LinuxQuestions.org

LinuxQuestions.org (/questions/)
-   Linux - Newbie (https://www.linuxquestions.org/questions/linux-newbie-8/)
-   -   How to see the History of processes that has been completed/killed? (https://www.linuxquestions.org/questions/linux-newbie-8/how-to-see-the-history-of-processes-that-has-been-completed-killed-4175448989/)
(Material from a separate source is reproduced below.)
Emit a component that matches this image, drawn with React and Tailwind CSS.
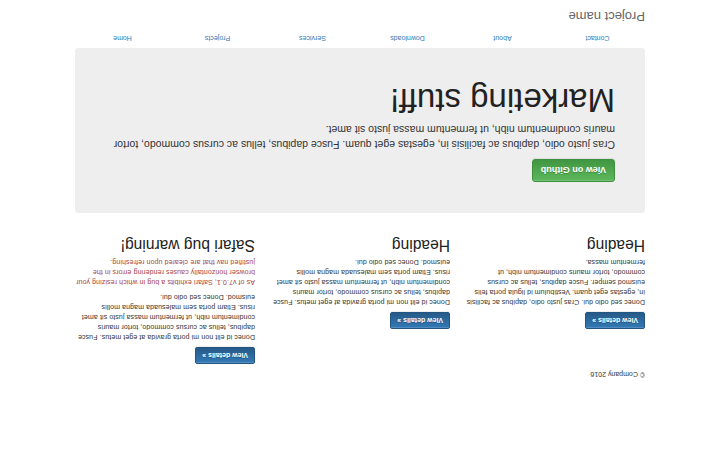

premkumar.st 02-07-2013 04:32 AM

How to see the History of processes that has been completed/killed?
 
Hi,

Can someone please advice me? How to get the history of processes that has been completed or killed. This is required for our tracking purposes and also this can help us to check the performance of system for which application it occupies more resources from server.
I know we can keep a basic script to track this through Cron jobs. But even I'm looking for that too.

OS: RHEL 5.8 64 bit
System type: Virutual
Processes required: ALL application related.

Thanks in Advance!

Prem

jv2112 02-07-2013 04:53 AM

You could try running Top in batch mode and send to a log then sort in order of the process so you can see when it stops.


Code:


top -b > log.txt


premkumar.st 02-07-2013 07:07 AM

Thanks for your time.

But this will get the current and future processes details. Actually i'm looking for a way to get old history processes details (I know it should be made at the time of application deployment/need).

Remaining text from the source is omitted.